L’invitation au voyage
Comme chaque année dans le cadre du mois du Patrimoine, la bibliothèque l’Odyssée sort des livres de ses réserves. Pour célébrer, cette fois-ci, les romans et ouvrages ayant trait à l’ailleurs
De Baudelaire à Desireless, l’invitation au voyage a toujours su réaliser un superbe grand écart. Et fédérer des univers et des gens bien différents. Pas étonnant, dès lors, qu’à l’occasion du mois du Patrimoine, la bibliothèque de Menton consacre une exposition à ce thème – jusqu’au 29 octobre. Légitimant plus que jamais le nom qu’on lui a accolé, à l’instar d’une épithète homérique : l’Odyssée. À travers des panneaux richement illustrés et des vitrines montrant à voir de petits bijoux de la littérature de voyage – pour la plupart issus des réserves de la bibliothèque – les visiteurs pourront ainsi réaliser leur odyssée personnelle. À la rencontre des grands écrivains explorateurs (Cook, Bougainville, La Pérouse), des historiens et géographes intéressés par ce thème (Élisée Reclus, Jean-François de la Harpe), des auteurs de guides (Henry Alexis de Conty, Karl Baedeker, Paul Joanne) ou encore des amateurs de récits et carnets de voyage.
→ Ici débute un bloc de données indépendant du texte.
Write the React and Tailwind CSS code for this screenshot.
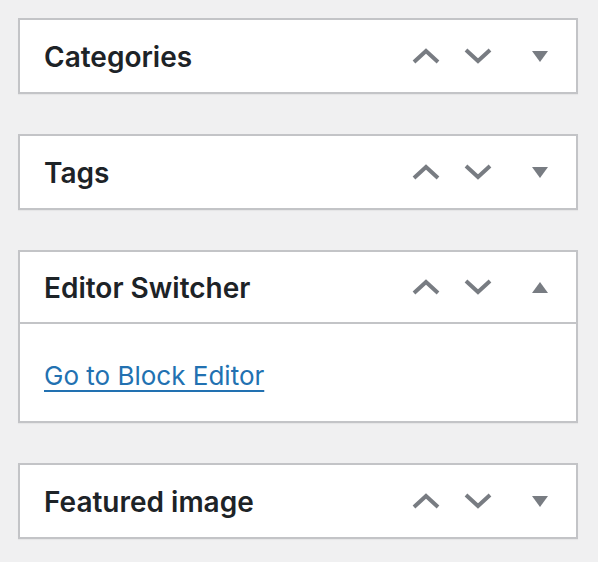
import { useState } from "react";

const ChevronUp = () => (
  <svg width="28" height="16" viewBox="0 0 28 16" fill="none">
    <polyline points="2,14 14,3 26,14" stroke="#787c82" strokeWidth="4" />
  </svg>
);

const ChevronDown = () => (
  <svg width="28" height="16" viewBox="0 0 28 16" fill="none">
    <polyline points="2,2 14,13 26,2" stroke="#787c82" strokeWidth="4" />
  </svg>
);

const Triangle = ({ open }) => (
  <svg width="16" height="11" viewBox="0 0 16 11">
    {open ? (
      <polygon points="0,11 8,0 16,11" fill="#787c82" />
    ) : (
      <polygon points="0,0 16,0 8,11" fill="#787c82" />
    )}
  </svg>
);

const MetaBox = ({ title, defaultOpen = false, children }) => {
  const [open, setOpen] = useState(defaultOpen);

  return (
    <div className="w-[560px] border-2 border-[#c3c4c7] bg-white shadow-[0_1px_1px_rgba(0,0,0,0.04)]">
      <div className={`flex h-[72px] items-center ${open ? "border-b-2 border-[#c3c4c7]" : ""}`}>
        <h2 className="flex-1 pl-[24px] pt-[2px] text-[28px] font-semibold text-[#1d2327]">{title}</h2>
        <button className="flex h-[72px] w-[52px] items-center justify-center">
          <ChevronUp />
        </button>
        <button className="flex h-[72px] w-[52px] items-center justify-center">
          <ChevronDown />
        </button>
        <button
          onClick={() => setOpen(!open)}
          className="flex h-[72px] w-[72px] items-center justify-center"
        >
          <Triangle open={open} />
        </button>
      </div>
      {open && <div className="flex h-[97px] items-center px-[24px] pt-[6px]">{children}</div>}
    </div>
  );
};

export default function App() {
  return (
    <div className="min-h-screen bg-[#f0f0f1] pl-[18px] pt-[18px] font-['Inter',sans-serif]">
      <div className="flex flex-col gap-[40px]">
        <MetaBox title="Categories" />
        <MetaBox title="Tags" />
        <MetaBox title="Editor Switcher" defaultOpen>
          <a href="#" className="text-[26px] text-[#2271b1] underline underline-offset-[5px] decoration-2">
            Go to Block Editor
          </a>
        </MetaBox>
        <MetaBox title="Featured image" />
      </div>
    </div>
  );
}
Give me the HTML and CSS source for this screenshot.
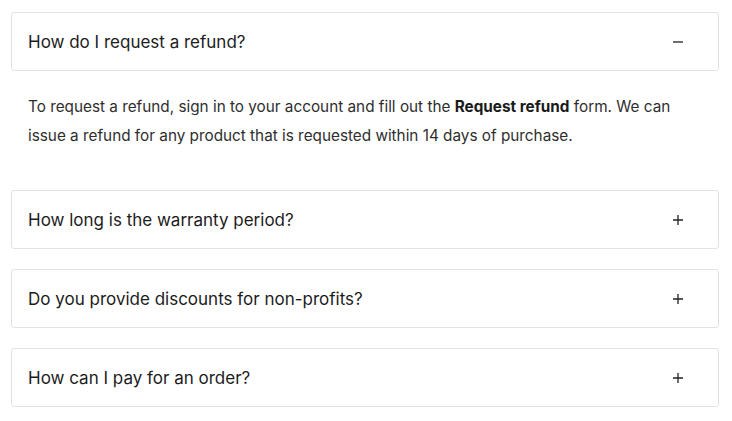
FILE: index.html
```html
<!DOCTYPE html>
<html lang="en">
<head>
<meta charset="utf-8">
<title>FAQ</title>
<link rel="stylesheet" href="styles.css">
</head>
<body>
<div class="faq">
  <div class="item open">
    <div class="question">
      <span class="q-text">How do I request a refund?</span>
      <span class="icon"><svg width="10" height="10" viewBox="0 0 10 10"><path d="M0 5H10" stroke="#222" stroke-width="1.3"/></svg></span>
    </div>
    <p class="answer">To request a refund, sign in to your account and fill out the <strong>Request refund</strong> form. We can issue a refund for any product that is requested within 14 days of purchase.</p>
  </div>
  <div class="item">
    <div class="question">
      <span class="q-text">How long is the warranty period?</span>
      <span class="icon"><svg width="10" height="10" viewBox="0 0 10 10"><path d="M0 5H10M5 0V10" stroke="#222" stroke-width="1.3"/></svg></span>
    </div>
  </div>
  <div class="item">
    <div class="question">
      <span class="q-text">Do you provide discounts for non-profits?</span>
      <span class="icon"><svg width="10" height="10" viewBox="0 0 10 10"><path d="M0 5H10M5 0V10" stroke="#222" stroke-width="1.3"/></svg></span>
    </div>
  </div>
  <div class="item">
    <div class="question">
      <span class="q-text">How can I pay for an order?</span>
      <span class="icon"><svg width="10" height="10" viewBox="0 0 10 10"><path d="M0 5H10M5 0V10" stroke="#222" stroke-width="1.3"/></svg></span>
    </div>
  </div>
</div>
</body>
</html>
```
FILE: styles.css
```css
* { box-sizing: border-box; }
html, body { margin: 0; padding: 0; background: #fff; }
body {
  font-family: Inter, "Noto Sans", sans-serif;
  color: #222;
}
.faq {
  display: flex;
  flex-direction: column;
  gap: 20px;
  padding: 12px 13px 0 11px;
}
.question {
  display: flex;
  align-items: center;
  justify-content: space-between;
  height: 59px;
  padding: 0 35px 0 16px;
  border: 1px solid #e2e2e2;
  border-radius: 3px;
  font-size: 17px;
  color: #1c1c1c;
}
.icon { display: flex; width: 10px; height: 10px; }
.answer {
  margin: 0;
  padding: 21px 30px 20px 17px;
  font-size: 15.3px;
  line-height: 29px;
  color: #2e2e2e;
}
.answer strong { font-weight: 700; color: #1a1a1a; }
```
On citera notamment le voyageur maghrébin Ibn Battu qui écrivit sur ses pérégrinations à travers l’ensemble des pays islamiques au… XIVe siècle ! Ou encore l’Irlandais Laurence Sterne, connu pour avoir apporté au récit de voyage une irrévérence et une liberté de ton jusqu’alors jamais lues.
Voyage par procuration
Heureuse du travail réalisé par son équipe, la responsable de la bibliothèque, Rose-Marie Matton, rappelait lors du vernissage, vendredi, que « la littérature est en grande partie née du voyage. Les pays lointains s’avérant être une source inspiratrice inépuisable ». Elle incitait aussi les futurs visiteurs à se pencher sur l’exposition pour voyager à leur tour « par procuration, à travers l’espace et le temps ».
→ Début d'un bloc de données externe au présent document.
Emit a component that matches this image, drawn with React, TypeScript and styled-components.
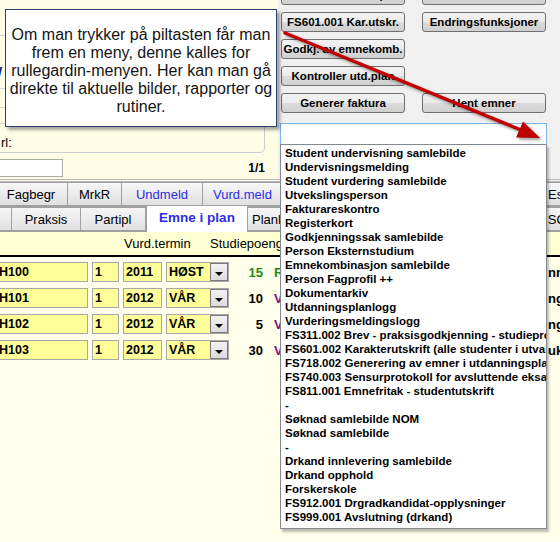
import React from "react";
import styled, { createGlobalStyle } from "styled-components";

const GlobalStyle = createGlobalStyle`
  html, body {
    margin: 0;
    padding: 0;
  }
  body {
    width: 560px;
    height: 542px;
    overflow: hidden;
    background: #fffeea;
    font-family: "Liberation Sans", Arial, sans-serif;
  }
`;

const Screen = styled.div`
  position: relative;
  width: 560px;
  height: 542px;
  overflow: hidden;
  display: flex;
  flex-direction: column;
  background: #fffeea;
`;

const Top = styled.div`
  display: grid;
  grid-template-columns: 278px 1fr;
  height: 182px;
  flex: none;
`;

const LeftPane = styled.div`
  background: #fffde6;
  display: flex;
  flex-direction: column;
  padding-top: 35px;
  border-bottom: 3px double #b9b9b9;
  box-sizing: border-box;
`;

const InfoPanel = styled.div`
  margin-left: -2px;
  width: 267px;
  height: 118px;
  box-sizing: border-box;
  border: 1px solid #c9ced6;
  border-radius: 0 0 5px 0;
  display: flex;
  flex-direction: column;
`;

const PanelRow = styled.div<{ $h: number; $last?: boolean }>`
  height: ${(p) => p.$h}px;
  flex: none;
  box-sizing: border-box;
  border-bottom: ${(p) => (p.$last ? "none" : "1px solid #d4d8de")};
  display: flex;
  align-items: flex-end;
  padding: 0 0 2px 2px;
  font-size: 13px;
  color: #000;
`;

const NavyLabel = styled.span`
  margin-left: -12px;
  margin-bottom: 6px;
  font-weight: bold;
  font-size: 14px;
  color: #1c2a5a;
`;

const PagerRow = styled.div`
  flex: 1;
  display: flex;
  align-items: center;
  justify-content: space-between;
  padding: 3px 13px 0 0;
`;

const PageInput = styled.div`
  margin-left: -2px;
  width: 65px;
  height: 18px;
  box-sizing: border-box;
  background: #fff;
  border: 1px solid #a9a9a9;
`;

const PageCount = styled.span`
  font-weight: bold;
  font-size: 12px;
  color: #000;
`;

const RightPane = styled.div`
  background: #f0f0f0;
  padding-left: 3px;
  display: flex;
  flex-direction: column;
  border-bottom: 3px double #b9b9b9;
  box-sizing: border-box;
`;

const ButtonGrid = styled.div`
  margin-top: -15px;
  display: grid;
  grid-template-columns: 124px 124px;
  grid-auto-rows: 20px;
  column-gap: 17px;
  row-gap: 7px;
`;

const FsButton = styled.div`
  box-sizing: border-box;
  border: 1px solid #707070;
  border-radius: 3px;
  background: linear-gradient(#f3f3f3 0%, #ebebeb 48%, #dcdcdc 52%, #cfcfcf 100%);
  display: flex;
  align-items: center;
  justify-content: center;
  font-weight: bold;
  font-size: 11.5px;
  color: #000;
  white-space: nowrap;
  overflow: hidden;
`;

const Combo = styled.div`
  position: relative;
  margin-top: 10px;
  margin-left: -1px;
  width: 267px;
  height: 22px;
  box-sizing: border-box;
  background: #fff;
  border: 1px solid #7fb4e6;
  z-index: 5;
`;

const DropList = styled.ul`
  position: absolute;
  top: 100%;
  left: -1px;
  width: 267px;
  margin: 0;
  padding: 1px 0 4px 4px;
  box-sizing: border-box;
  list-style: none;
  background: #fff;
  border: 1px solid #828790;
  box-shadow: 2px 3px 2px rgba(0, 0, 0, 0.25);
  overflow: hidden;
`;

const DropItem = styled.li`
  height: 14px;
  line-height: 14px;
  font-weight: bold;
  font-size: 11.5px;
  color: #000;
  white-space: nowrap;
`;

const TabRow = styled.div<{ $h: number }>`
  display: flex;
  align-items: flex-end;
  height: ${(p) => p.$h}px;
  flex: none;
  background: #f0f0f0;
  border-bottom: 1px solid #a0a0a0;
  box-sizing: border-box;
`;

const Tab = styled.div<{ $w: number; $blue?: boolean; $active?: boolean; $offset?: number }>`
  flex: none;
  width: ${(p) => p.$w}px;
  margin-left: ${(p) => p.$offset ?? 0}px;
  height: ${(p) => (p.$active ? "calc(100% + 3px)" : "100%")};
  margin-bottom: ${(p) => (p.$active ? "-1px" : "0")};
  box-sizing: border-box;
  border: 1px solid #a0a0a0;
  border-bottom: ${(p) => (p.$active ? "none" : "1px solid #a0a0a0")};
  border-left-width: ${(p) => (p.$active ? "1px" : "0")};
  background: ${(p) =>
    p.$active ? "#fff" : "linear-gradient(#f6f6f6 0%, #ececec 50%, #e0e0e0 100%)"};
  display: flex;
  align-items: center;
  justify-content: center;
  font-size: 13px;
  font-weight: ${(p) => (p.$active ? "bold" : "normal")};
  color: ${(p) => (p.$blue || p.$active ? "#2d2de6" : "#000")};
  white-space: nowrap;
  overflow: hidden;
  ${(p) => (p.$active ? "font-size: 13.5px; padding-bottom: 3px;" : "")}
`;

const HeaderRow = styled.div`
  flex: none;
  height: 25px;
  box-sizing: border-box;
  background: #ffffd4;
  border-bottom: 2px solid #000;
  display: flex;
  align-items: center;
  padding-left: 124px;
  font-size: 13px;
  color: #000;
`;

const HeaderCell = styled.span<{ $w?: number }>`
  width: ${(p) => (p.$w ? `${p.$w}px` : "auto")};
  white-space: nowrap;
`;

const Rows = styled.div`
  display: flex;
  flex-direction: column;
  gap: 6px;
  padding-top: 5px;
`;

const Row = styled.div`
  display: flex;
  align-items: center;
  gap: 4px;
  height: 20px;
`;

const Field = styled.div<{ $w: number; $offset?: number }>`
  position: relative;
  flex: none;
  width: ${(p) => p.$w}px;
  margin-left: ${(p) => p.$offset ?? 0}px;
  height: 20px;
  box-sizing: border-box;
  background: #ffff99;
  border: 1px solid #a8a8a8;
  padding-left: 2px;
  display: flex;
  align-items: center;
  font-weight: bold;
  font-size: 12.5px;
  color: #000;
`;

const DropButton = styled.div`
  margin-left: auto;
  width: 18px;
  height: 18px;
  box-sizing: border-box;
  background: linear-gradient(#f2f2f2, #dcdcdc);
  border: 1px solid #7a7a7a;
  display: flex;
  align-items: center;
  justify-content: center;
  padding-top: 3px;
`;

const DownTriangle = styled.span`
  width: 0;
  height: 0;
  border-left: 4px solid transparent;
  border-right: 4px solid transparent;
  border-top: 4px solid #000;
`;

const Points = styled.div<{ $green?: boolean }>`
  flex: none;
  width: 30px;
  text-align: right;
  font-weight: bold;
  font-size: 13px;
  color: ${(p) => (p.$green ? "#1b8a1b" : "#000")};
`;

const Status = styled.div<{ $green?: boolean }>`
  flex: none;
  margin-left: 7px;
  font-weight: bold;
  font-size: 13px;
  color: ${(p) => (p.$green ? "#1b8a1b" : "#8a0a8a")};
`;

const Tail = styled.div`
  margin-left: auto;
  width: 12px;
  overflow: hidden;
  white-space: nowrap;
  font-weight: bold;
  font-size: 13px;
  color: #000;
`;

const Callout = styled.div`
  position: absolute;
  left: 5px;
  top: 9px;
  width: 272px;
  height: 118px;
  box-sizing: border-box;
  background: #fff;
  border: 1.5px solid #2b4170;
  box-shadow: 3px 3px 3px rgba(0, 0, 0, 0.35);
  padding-top: 16px;
  text-align: center;
  font-size: 16px;
  line-height: 18px;
  color: #141414;
  white-space: nowrap;
  z-index: 10;
`;

const ArrowSvg = styled.svg`
  position: absolute;
  left: 278px;
  top: 25px;
  width: 272px;
  height: 122px;
  overflow: visible;
  filter: drop-shadow(2px 2px 1.5px rgba(0, 0, 0, 0.4));
  z-index: 11;
`;

const buttons = [
  "FS601.001 Kar.utskr.",
  "Endringsfunksjoner",
  "Godkj. av emnekomb.",
  "",
  "Kontroller utd.plan",
  "",
  "Generer faktura",
  "Hent emner",
];

const menuItems = [
  "Student undervisning samlebilde",
  "Undervisningsmelding",
  "Student vurdering samlebilde",
  "Utvekslingsperson",
  "Fakturareskontro",
  "Registerkort",
  "Godkjenningssak samlebilde",
  "Person Eksternstudium",
  "Emnekombinasjon samlebilde",
  "Person Fagprofil ++",
  "Dokumentarkiv",
  "Utdanningsplanlogg",
  "Vurderingsmeldingslogg",
  "FS311.002 Brev - praksisgodkjenning - studieprogram",
  "FS601.002 Karakterutskrift (alle studenter i utvalget)",
  "FS718.002 Generering av emner i utdanningsplan",
  "FS740.003 Sensurprotokoll for avsluttende eksamen",
  "FS811.001 Emnefritak - studentutskrift",
  "-",
  "Søknad samlebilde NOM",
  "Søknad samlebilde",
  "-",
  "Drkand innlevering samlebilde",
  "Drkand opphold",
  "Forskerskole",
  "FS912.001 Drgradkandidat-opplysninger",
  "FS999.001 Avslutning (drkand)",
];

const planRows = [
  { code: "H100", nr: "1", year: "2011", term: "HØST", sp: "15", st: "R", tail: "nn" },
  { code: "H101", nr: "1", year: "2012", term: "VÅR", sp: "10", st: "V", tail: "ng" },
  { code: "H102", nr: "1", year: "2012", term: "VÅR", sp: "5", st: "V", tail: "ng" },
  { code: "H103", nr: "1", year: "2012", term: "VÅR", sp: "30", st: "V", tail: "uk" },
];

export default function App() {
  return (
    <>
      <GlobalStyle />
      <Screen>
        <Top>
          <LeftPane>
            <InfoPanel>
              <PanelRow $h={53}>
                <NavyLabel>W</NavyLabel>
              </PanelRow>
              <PanelRow $h={19} />
              <PanelRow $h={16} />
              <PanelRow $h={28} $last>
                rl:
              </PanelRow>
            </InfoPanel>
            <PagerRow>
              <PageInput />
              <PageCount>1/1</PageCount>
            </PagerRow>
          </LeftPane>
          <RightPane>
            <ButtonGrid>
              <FsButton>FS740.001 Sensurprot.</FsButton>
              <FsButton>Studentutskrift</FsButton>
              {buttons.map((b, i) =>
                b ? <FsButton key={i}>{b}</FsButton> : <span key={i} />
              )}
            </ButtonGrid>
            <Combo>
              <DropList>
                {menuItems.map((m, i) => (
                  <DropItem key={i}>{m}</DropItem>
                ))}
              </DropList>
            </Combo>
          </RightPane>
        </Top>

        <TabRow $h={25}>
          <Tab $w={73} $offset={-5}>Fagbegr</Tab>
          <Tab $w={54}>MrkR</Tab>
          <Tab $w={81} $blue>Undmeld</Tab>
          <Tab $w={80} $blue>Vurd.meld</Tab>
          <Tab $w={85}>Vurd.komb</Tab>
          <Tab $w={90}>Resultat</Tab>
          <Tab $w={85}>Privatist</Tab>
          <Tab $w={40}>Esak</Tab>
        </TabRow>
        <TabRow $h={25}>
          <Tab $w={30} $offset={-18} />
          <Tab $w={69}>Praksis</Tab>
          <Tab $w={65}>Partipl</Tab>
          <Tab $w={102} $active>Emne i plan</Tab>
          <Tab $w={56}>Planlagt</Tab>
          <Tab $w={100}>Utveksling</Tab>
          <Tab $w={140}>Kvalifikasjon</Tab>
          <Tab $w={36}>SOS</Tab>
        </TabRow>

        <HeaderRow>
          <HeaderCell $w={86}>Vurd.termin</HeaderCell>
          <HeaderCell>Studiepoeng</HeaderCell>
        </HeaderRow>

        <Rows>
          {planRows.map((r) => (
            <Row key={r.code}>
              <Field $w={92} $offset={-4}>
                {r.code}
              </Field>
              <Field $w={27}>{r.nr}</Field>
              <Field $w={39}>{r.year}</Field>
              <Field $w={63}>
                {r.term}
                <DropButton>
                  <DownTriangle />
                </DropButton>
              </Field>
              <Points $green={r.st === "R"}>{r.sp}</Points>
              <Status $green={r.st === "R"}>{r.st}</Status>
              <Tail>{r.tail}</Tail>
            </Row>
          ))}
        </Rows>

        <Callout>
          Om man trykker på piltasten får man
          <br />
          frem en meny, denne kalles for
          <br />
          rullegardin-menyen. Her kan man gå
          <br />
          direkte til aktuelle bilder, rapporter og
          <br />
          rutiner.
        </Callout>

        <ArrowSvg viewBox="278 25 272 122">
          <line
            x1={285}
            y1={33}
            x2={521}
            y2={130}
            stroke="#c00000"
            strokeWidth={3.5}
            strokeLinecap="round"
          />
          <polygon points="540,138 516,137.5 523,121.5" fill="#c00000" />
        </ArrowSvg>
      </Screen>
    </>
  );
}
À ses côtés, l’adjointe à la culture, Martine Caserio, se fait écho des propos de M. Livre de la jungle, Rudyard Kipling. Selon lequel «ilya deux sortes d’hommes dans le monde : ceux qui restent chez eux, et les autres ». « C’est à ces derniers que la bibliothèque a décidé de rendre hommage, poursuit l’élue. À ces voyageurs vagabonds qui ont repoussé nos frontières mentales avec leurs récits. Que serait notre littérature sans les écrits de voyage de Gide, Zweig, Loti, Montaigne ? Lui qui estimait qu’il faut voyager pour frotter sa cervelle à celle d’autrui… » Et de faire l’éloge des « écrivains nomades », qui avaient pris pour postulat « la curiosité et le respect de ce que l’on ne connaît pas ».
Pas encore, du moins.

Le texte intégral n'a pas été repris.